As shown in Figure 9-9, the left side depicts the code structure before using a framework, where developers are responsible for both "System Runtime Logic" and "Business Logic." The entire application flow is controlled by the developer's code. The right side shows the structure after using a framework. The "System Runtime Logic" is taken over by the framework, allowing the developer to focus solely on "Business Logic Processing" (the Windows Forms framework takes over the message loop, message processing, etc., managing the whole Winform application's operation). Besides this, there is a significant change: developers no longer call their own code; the code they write is called by the framework, transferring control of the application to the framework. This is the "Hollywood Principle" ("don't call us, we'll call you"), which is similar to the Inversion of Control (IoC) principle.

When using a framework to develop applications that solve real, concrete problems, the framework inevitably interacts with the code we write. This raises the question of how to manage the relationship between framework code and user code – what we often call "high cohesion, low coupling." The demands for "high cohesion, low coupling" are even higher in a framework because its audience and scope are much larger than that of an ordinary system.

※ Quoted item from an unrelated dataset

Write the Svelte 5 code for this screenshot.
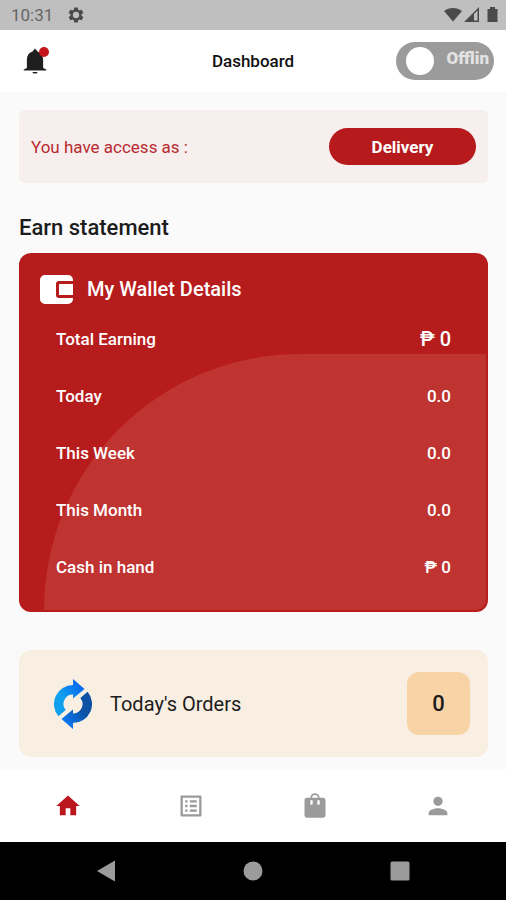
<script lang="ts">
	interface WalletRow {
		label: string;
		value: string;
	}

	const walletRows: WalletRow[] = [
		{ label: 'Total Earning', value: '₱ 0' },
		{ label: 'Today', value: '0.0' },
		{ label: 'This Week', value: '0.0' },
		{ label: 'This Month', value: '0.0' },
		{ label: 'Cash in hand', value: '₱ 0' }
	];

	const tabs = [
		{ name: 'Home', path: 'M10 20v-6h4v6h5v-8h3L12 3 2 12h3v8z' },
		{
			name: 'Orders',
			path: 'M19 5v14H5V5h14m1.1-2H3.9c-.5 0-.9.4-.9.9v16.2c0 .4.4.9.9.9h16.2c.4 0 .9-.5.9-.9V3.9c0-.5-.5-.9-.9-.9zM11 7h6v2h-6V7zm0 4h6v2h-6v-2zm0 4h6v2h-6zM7 7h2v2H7zm0 4h2v2H7zm0 4h2v2H7z'
		},
		{
			name: 'Shop',
			path: 'M19 5h-3a4 4 0 0 0-8 0H5c-1.1 0-2 .9-2 2v13c0 1.1.9 2 2 2h14c1.1 0 2-.9 2-2V7c0-1.1-.9-2-2-2zm-7-2.5a2.5 2.5 0 0 1 2.5 2.5h-5A2.5 2.5 0 0 1 12 2.5zM10 10a1 1 0 0 1-2 0V7h2zm6 0a1 1 0 0 1-2 0V7h2z'
		},
		{
			name: 'Profile',
			path: 'M12 12c2.21 0 4-1.79 4-4s-1.79-4-4-4-4 1.79-4 4 1.79 4 4 4zm0 2c-2.67 0-8 1.34-8 4v2h16v-2c0-2.66-5.33-4-8-4z'
		}
	];

	let activeTab = $state('Home');
	let online = $state(false);
</script>

<div class="screen">
	<div class="status">
		<span>10:31</span>
		<svg class="gear" viewBox="0 0 24 24" width="18" height="18" aria-hidden="true">
			<path
				fill-rule="evenodd"
				d="M19.43 12.98c.04-.32.07-.64.07-.98s-.03-.66-.07-.98l2.11-1.65c.19-.15.24-.42.12-.64l-2-3.46c-.12-.22-.39-.3-.61-.22l-2.49 1c-.52-.4-1.08-.73-1.69-.98l-.38-2.65A.49.49 0 0 0 14 2h-4c-.25 0-.46.18-.49.42l-.38 2.65c-.61.25-1.17.59-1.69.98l-2.49-1c-.23-.09-.49 0-.61.22l-2 3.46c-.13.22-.07.49.12.64l2.11 1.65c-.04.32-.07.65-.07.98s.03.66.07.98l-2.11 1.65c-.19.15-.24.42-.12.64l2 3.46c.12.22.39.3.61.22l2.49-1c.52.4 1.08.73 1.69.98l.38 2.65c.03.24.24.42.49.42h4c.25 0 .46-.18.49-.42l.38-2.65c.61-.25 1.17-.59 1.69-.98l2.49 1c.23.09.49 0 .61-.22l2-3.46c.12-.22.07-.49-.12-.64zM12 16.2a4.2 4.2 0 1 1 0-8.4 4.2 4.2 0 0 1 0 8.4z"
			/>
		</svg>
		<svg class="signals" viewBox="0 0 55 18" width="55" height="18" aria-hidden="true">
			<path d="M0 5C5 1 13 1 18 5L9 15.5z" />
			<path fill-rule="evenodd" d="M20 16L35 1v15zM30 8v6.5h3.5V4.5z" />
			<path d="M43.5 3H46V1h5v2h2.5v13h-10z" />
		</svg>
	</div>

	<header>
		<div class="side">
			<button class="bell" aria-label="Notifications">
				<svg viewBox="0 0 24 24" width="30" height="30" aria-hidden="true">
					<path
						d="M12 22c1.1 0 2-.5 2-1.3h-4c0 .8.9 1.3 2 1.3zm6.500-4.500V11c0-3.300-1.500-5.600-4.500-6.600L12 2l-2 2.400C7 5.400 5.500 7.700 5.500 11v6.500L3 18.700v.8h18v-.8z"
					/>
				</svg>
				<span class="dot"></span>
			</button>
		</div>
		<h1>Dashboard</h1>
		<div class="side end">
			<label class="switch">
				<input type="checkbox" aria-label="Availability" bind:checked={online} />
				<span class="knob"></span>
				<span class="state">{online ? 'Online' : 'Offlin'}</span>
			</label>
		</div>
	</header>

	<main>
		<section class="access">
			<p>You have access as :</p>
			<button>Delivery</button>
		</section>

		<h2>Earn statement</h2>
		<section class="wallet">
			<h3>
				<svg viewBox="0 0 34 29" width="34" height="29" aria-hidden="true">
					<path
						d="M5 0h23a5 5 0 0 1 5 5v1H20a4 4 0 0 0-4 4v9a4 4 0 0 0 4 4h13v1a5 5 0 0 1-5 5H5a5 5 0 0 1-5-5V5a5 5 0 0 1 5-5z"
					/>
					<path d="M19 9h14v11H19z" />
					<path class="clasp" d="M34 7.5H19.500a2 2 0 0 0-2 2v10a2 2 0 0 0 2 2H34" />
				</svg>
				My Wallet Details
			</h3>
			<dl>
				{#each walletRows as row, i}
					<div class="row" class:total={i === 0}>
						<dt>{row.label}</dt>
						<dd>{row.value}</dd>
					</div>
				{/each}
			</dl>
		</section>

		<section class="orders">
			<svg viewBox="0 0 38 50" width="38" height="50" aria-hidden="true">
				<defs>
					<linearGradient id="arrow-up" x1="0" y1="1" x2="1" y2="0">
						<stop offset="0.4" stop-color="#10a0ee" />
						<stop offset="0.9" stop-color="#0a62f0" />
					</linearGradient>
					<linearGradient id="arrow-down" x1="0" y1="1" x2="1" y2="0">
						<stop offset="0.1" stop-color="#0a7cf8" />
						<stop offset="0.6" stop-color="#0c51a4" />
					</linearGradient>
				</defs>
				<path
					fill="url(#arrow-up)"
					d="M19 0L30.500 10 19 19.500V15.500A9.500 9.500 0 0 0 11.700 31.100L4.400 37.200A19 19 0 0 1 19 6z"
				/>
				<path
					fill="url(#arrow-down)"
					d="M19 50L7.500 40 19 30.500V34.500A9.500 9.500 0 0 0 26.300 18.900L33.600 12.800A19 19 0 0 1 19 44z"
				/>
			</svg>
			<h3>Today's Orders</h3>
			<span class="count">0</span>
		</section>
	</main>

	<nav class="tabs">
		{#each tabs as tab}
			<button
				class:active={activeTab === tab.name}
				aria-label={tab.name}
				onclick={() => (activeTab = tab.name)}
			>
				<svg viewBox="0 0 24 24" width="28" height="28" aria-hidden="true">
					<path fill-rule="evenodd" d={tab.path} />
				</svg>
			</button>
		{/each}
	</nav>

	<div class="system">
		<button aria-label="Back">
			<svg viewBox="0 0 24 24" width="24" height="24" aria-hidden="true">
				<path d="M3 12L21 1.500v21z" />
			</svg>
		</button>
		<button aria-label="Home screen">
			<svg viewBox="0 0 24 24" width="24" height="24" aria-hidden="true">
				<circle cx="12" cy="12" r="9.500" />
			</svg>
		</button>
		<button aria-label="Recent apps">
			<svg viewBox="0 0 24 24" width="24" height="24" aria-hidden="true">
				<rect x="2.500" y="2.500" width="19" height="19" rx="1.500" />
			</svg>
		</button>
	</div>
</div>

<style>
	:global(body) {
		margin: 0;
	}

	.screen {
		display: flex;
		flex-direction: column;
		min-height: 100vh;
		background-color: #fafafa;
		color: #1c1c1c;
		font-family: Roboto, sans-serif;
	}

	h1,
	h2,
	h3,
	p,
	dl,
	dd {
		margin: 0;
	}

	button {
		padding: 0;
		border: none;
		background: none;
		font-family: inherit;
		cursor: pointer;
	}

	svg {
		display: block;
		flex-shrink: 0;
	}

	.status {
		display: flex;
		align-items: center;
		height: 30px;
		padding: 0 7px 0 11px;
		background-color: #bfbfbf;
		color: #666;
		font-size: 17px;
	}

	.status svg {
		fill: #4a4a4a;
	}

	.gear {
		margin-left: 14px;
	}

	.signals {
		margin-left: auto;
	}

	header {
		display: flex;
		align-items: center;
		height: 62px;
		padding: 0 12px;
		background-color: #fff;
	}

	.side {
		display: flex;
		flex: 1;
	}

	.side.end {
		justify-content: flex-end;
	}

	.bell {
		position: relative;
		margin-left: 8px;
	}

	.bell svg {
		fill: #1f1f1f;
	}

	.dot {
		position: absolute;
		top: 1px;
		right: 1px;
		width: 10px;
		height: 10px;
		border-radius: 50%;
		background-color: #c4161c;
	}

	h1 {
		color: #111;
		font-size: 17px;
		font-weight: 500;
	}

	.switch {
		position: relative;
		display: flex;
		box-sizing: border-box;
		width: 98px;
		height: 38px;
		padding: 5px 5px 5px 10px;
		border-radius: 19px;
		background-color: #9b9b9b;
		cursor: pointer;
	}

	.switch input {
		position: absolute;
		inset: 0;
		width: 100%;
		height: 100%;
		margin: 0;
		opacity: 0;
	}

	.knob {
		width: 28px;
		height: 28px;
		border-radius: 50%;
		background-color: #fff;
	}

	.state {
		margin-left: auto;
		color: #e2e2e2;
		font-size: 17px;
		font-weight: 900;
		line-height: 22px;
	}

	main {
		flex: 1;
		padding: 18px 18px 12px 19px;
	}

	.access {
		display: flex;
		align-items: center;
		justify-content: space-between;
		height: 73px;
		padding: 0 12px;
		border-radius: 6px;
		background-color: #f7eeee;
	}

	.access p {
		color: #b92a30;
		font-size: 17px;
	}

	.access button {
		width: 147px;
		height: 37px;
		border-radius: 19px;
		background-color: #b71a1c;
		color: #fff;
		font-size: 17px;
		font-weight: 700;
	}

	h2 {
		margin: 32px 0 12px;
		font-size: 22px;
		font-weight: 500;
		line-height: 26px;
	}

	.wallet {
		position: relative;
		overflow: hidden;
		padding: 21px 37px 17px 21px;
		border-radius: 12px;
		background-color: #b71c1c;
		color: #fff;
	}

	/* pale quarter circle behind the lower rows */
	.wallet::before {
		position: absolute;
		inset: 101px 2px 2px 25px;
		border-radius: 256px 0 10px 0;
		background-color: #bf3331;
		content: '';
	}

	.wallet h3 {
		display: flex;
		align-items: center;
		gap: 13px;
		height: 30px;
		font-size: 20px;
		font-weight: 500;
	}

	.wallet svg {
		fill: #fff;
	}

	.wallet .clasp {
		fill: none;
		stroke: #b71c1c;
		stroke-width: 3;
	}

	.wallet dl {
		position: relative;
		padding: 6px 0 0 16px;
	}

	.row {
		display: flex;
		align-items: center;
		justify-content: space-between;
		height: 57px;
		font-size: 17px;
		font-weight: 500;
	}

	.row.total dd {
		font-size: 20px;
	}

	.orders {
		display: flex;
		align-items: center;
		height: 107px;
		margin-top: 38px;
		padding: 0 18px 0 35px;
		border-radius: 12px;
		background-color: #f9eee2;
	}

	.orders h3 {
		margin-left: 18px;
		font-size: 20px;
		font-weight: 400;
	}

	.count {
		width: 63px;
		margin-left: auto;
		border-radius: 12px;
		background-color: #f8d3a6;
		font-size: 22px;
		font-weight: 500;
		line-height: 63px;
		text-align: center;
	}

	.tabs {
		display: flex;
		height: 72px;
		padding: 0 6px;
		background-color: #fff;
	}

	.tabs button,
	.system button {
		display: flex;
		flex: 1;
		align-items: center;
		justify-content: center;
	}

	.tabs svg {
		fill: #9b9b9b;
	}

	.tabs .active svg {
		fill: #b9171b;
	}

	.system {
		display: flex;
		height: 58px;
		padding: 0 33px;
		background-color: #000;
	}

	.system svg {
		fill: #9b9b9b;
	}
</style>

For a good framework to have a long lifespan and good reputation, it must be easy to upgrade and extend with new features to meet various user needs. Much of this depends on the initial design quality of the framework. Correctly applying various design patterns and strictly adhering to design principles are key factors that determine whether a framework can handle future changes, upgrades, and extensions.